The Ethiopian and Tigray governments each regard the other as illegitimate, the result of months of growing friction since Prime Minister Abiy Ahmed took office in 2018 and sidelined the once-dominant Tigray People’s Liberation Front.

Thousands of people, including civilians, are thought to have been killed in the fighting, which began Nov. 4 and has threatened to destabilize the Horn of Africa.

The International Rescue Committee in a statement called for an immediate cease-fire by all parties after “an intense bout of conflict.”

The aid group works to assist 96,000 refugees from Eritrea who shelter in camps near the border with that reclusive country. Food in those camps reportedly ran out days ago, and thousands of the refugees have left in search of help.

Frustration among humanitarian groups is widespread as the Tigray region remains largely unreachable and supply-laden trucks have waited for weeks at its borders.

Ethiopia’s government has reported that it has begun delivering aid, but the United Nations has stressed the need for neutral, unfettered access to a region where fears of ethnic tensions remain high.

This week, Ethiopia’s government said its forces shot at and briefly detained U.N. staffers conducting their first security assessment in Tigray, a crucial step in delivering aid. Ethiopia said the staffers had broken through checkpoints in an attempt to go where it wasn’t allowed.
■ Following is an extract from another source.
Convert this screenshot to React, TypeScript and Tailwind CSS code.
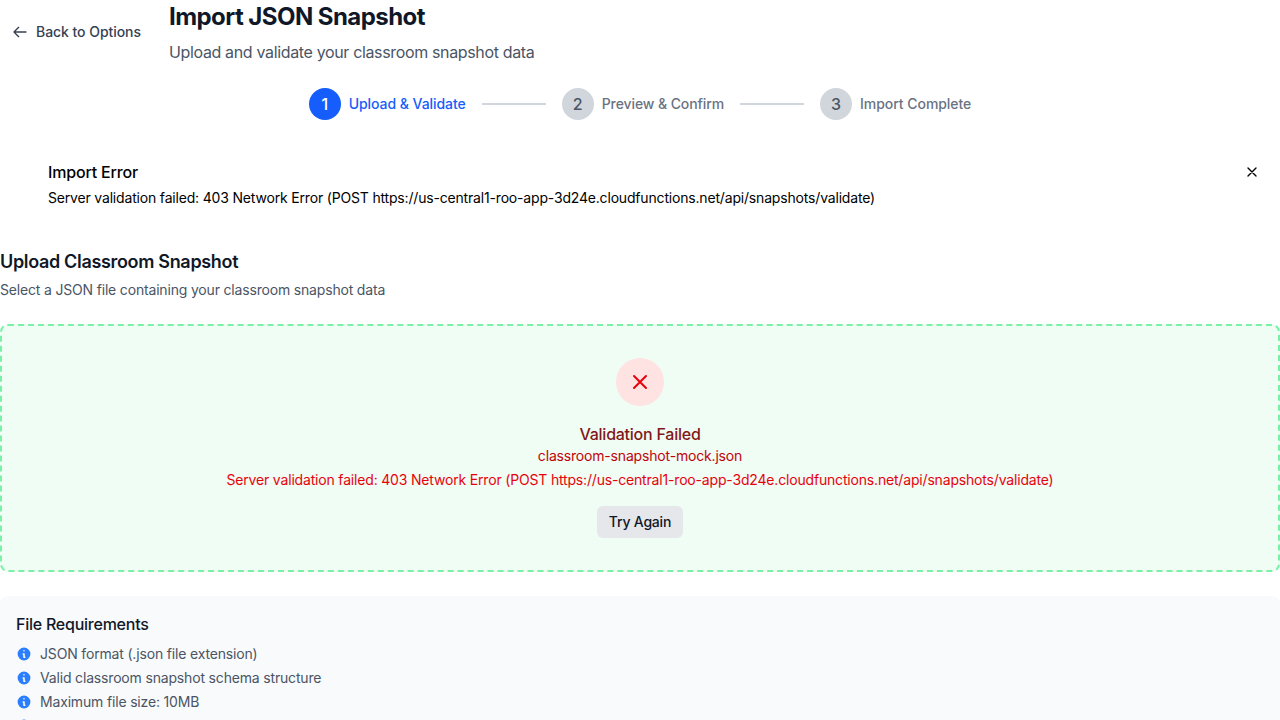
import React from "react";

const steps = [
  { label: "Upload & Validate", tracking: "tracking-[-0.06px]" },
  { label: "Preview & Confirm", tracking: "tracking-[-0.09px]" },
  { label: "Import Complete", tracking: "tracking-[-0.05px]" },
];
const requirements = [
  "JSON format (.json file extension)",
  "Valid classroom snapshot schema structure",
  "Maximum file size: 10MB",
  "",
];
const error =
  "Server validation failed: 403 Network Error (POST https://us-central1-roo-app-3d24e.cloudfunctions.net/api/snapshots/validate)";

function Cross({ className }: { className: string }) {
  return (
    <svg className={className} fill="none" viewBox="0 0 24 24" stroke="currentColor" strokeWidth={2} strokeLinecap="round" strokeLinejoin="round">
      <path d="M6 18L18 6M6 6l12 12" />
    </svg>
  );
}

export default function App() {
  return (
    <div className="h-screen overflow-hidden bg-white font-[Inter,sans-serif] text-black">
      <header className="flex h-16 items-center">
        <button className="flex h-8 items-center px-3 text-sm font-medium tracking-[-0.05px] text-gray-700">
          <svg className="mr-2 h-4 w-4" fill="none" viewBox="0 0 24 24" stroke="currentColor" strokeWidth={2} strokeLinecap="round" strokeLinejoin="round">
            <path d="M10 19l-7-7m0 0l7-7m-7 7h18" />
          </svg>
          Back to Options
        </button>
        <div className="ml-4">
          <h1 className="pt-px text-2xl font-bold tracking-[-0.55px] text-gray-900">Import JSON Snapshot</h1>
          <p className="mt-[7px] tracking-[-0.35px] text-gray-600">Upload and validate your classroom snapshot data</p>
        </div>
      </header>

      <nav className="mt-6 flex items-center justify-center">
        {steps.map((s, i) => (
          <div key={s.label} className="flex items-center">
            {i > 0 && <div className="mx-4 h-0.5 w-16 bg-gray-300" />}
            <div className={i === 0 ? "flex h-8 w-8 items-center justify-center rounded-full bg-blue-600 font-medium text-white" : "flex h-8 w-8 items-center justify-center rounded-full bg-gray-300 font-medium text-gray-600"}>
              {i + 1}
            </div>
            <span className={`ml-2 text-sm font-medium ${s.tracking} ${i === 0 ? "text-blue-600" : "text-gray-500"}`}>{s.label}</span>
          </div>
        ))}
      </nav>

      <section className="mt-6 flex items-start justify-between py-4 pr-5 pl-12">
        <div>
          <h3 className="font-medium tracking-[-0.17px]">Import Error</h3>
          <p className="mt-1 text-sm tracking-[-0.178px]">{error}</p>
        </div>
        <button className="mt-1" aria-label="Dismiss">
          <Cross className="h-4 w-4" />
        </button>
      </section>

      <section className="mt-6">
        <h2 className="text-lg font-semibold tracking-[-0.33px] text-gray-900">Upload Classroom Snapshot</h2>
        <p className="mt-1 text-sm tracking-[-0.178px] text-gray-600">Select a JSON file containing your classroom snapshot data</p>
      </section>

      <section className="mt-6 flex h-62 flex-col items-center rounded-lg border-2 border-dashed border-green-300 bg-green-50 pt-8">
        <div className="flex h-12 w-12 items-center justify-center rounded-full bg-red-100 text-red-600">
          <Cross className="h-6 w-6" />
        </div>
        <p className="mt-4 font-medium tracking-[-0.24px] text-red-900">Validation Failed</p>
        <p className="text-sm tracking-[-0.178px] text-red-700">classroom-snapshot-mock.json</p>
        <p className="mt-1 text-sm tracking-[-0.178px] text-red-600">{error}</p>
        <button className="mt-4 h-8 rounded-md bg-gray-200 px-3 text-sm font-medium tracking-[-0.2px] text-gray-900">Try Again</button>
      </section>

      <section className="mt-6 rounded-lg bg-gray-50 p-4">
        <h4 className="font-medium tracking-[-0.24px] text-gray-900">File Requirements</h4>
        <ul className="mt-2 space-y-1 text-sm tracking-[-0.17px] text-gray-600">
          {requirements.map((r, i) => (
            <li key={i} className="flex h-5 items-center">
              <svg className="mr-2 h-4 w-4 text-blue-500" fill="currentColor" viewBox="0 0 20 20">
                <path fillRule="evenodd" clipRule="evenodd" d="M18 10a8 8 0 11-16 0 8 8 0 0116 0zm-7-4a1 1 0 11-2 0 1 1 0 012 0zM9 9a1 1 0 000 2v3a1 1 0 001 1h1a1 1 0 100-2v-3a1 1 0 00-1-1H9z" />
              </svg>
              {r}
            </li>
          ))}
        </ul>
      </section>
    </div>
  );
}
“Deeply concerned about humanitarian situation in Tigray region,” the president of the International Federation of Red Cross and Red Crescent Societies, Francesco Rocca, tweeted on Thursday. “Lack of consistent access to civilians, hospitals without water, electricity and medicines, people in desperate need of aid. A U.N. team was also targeted; this is unacceptable! We need safe access and dialogue.”

Meanwhile, nearly 50,000 Ethiopians have fled to Sudan as refugees and now live in strained conditions in a remote region with few resources.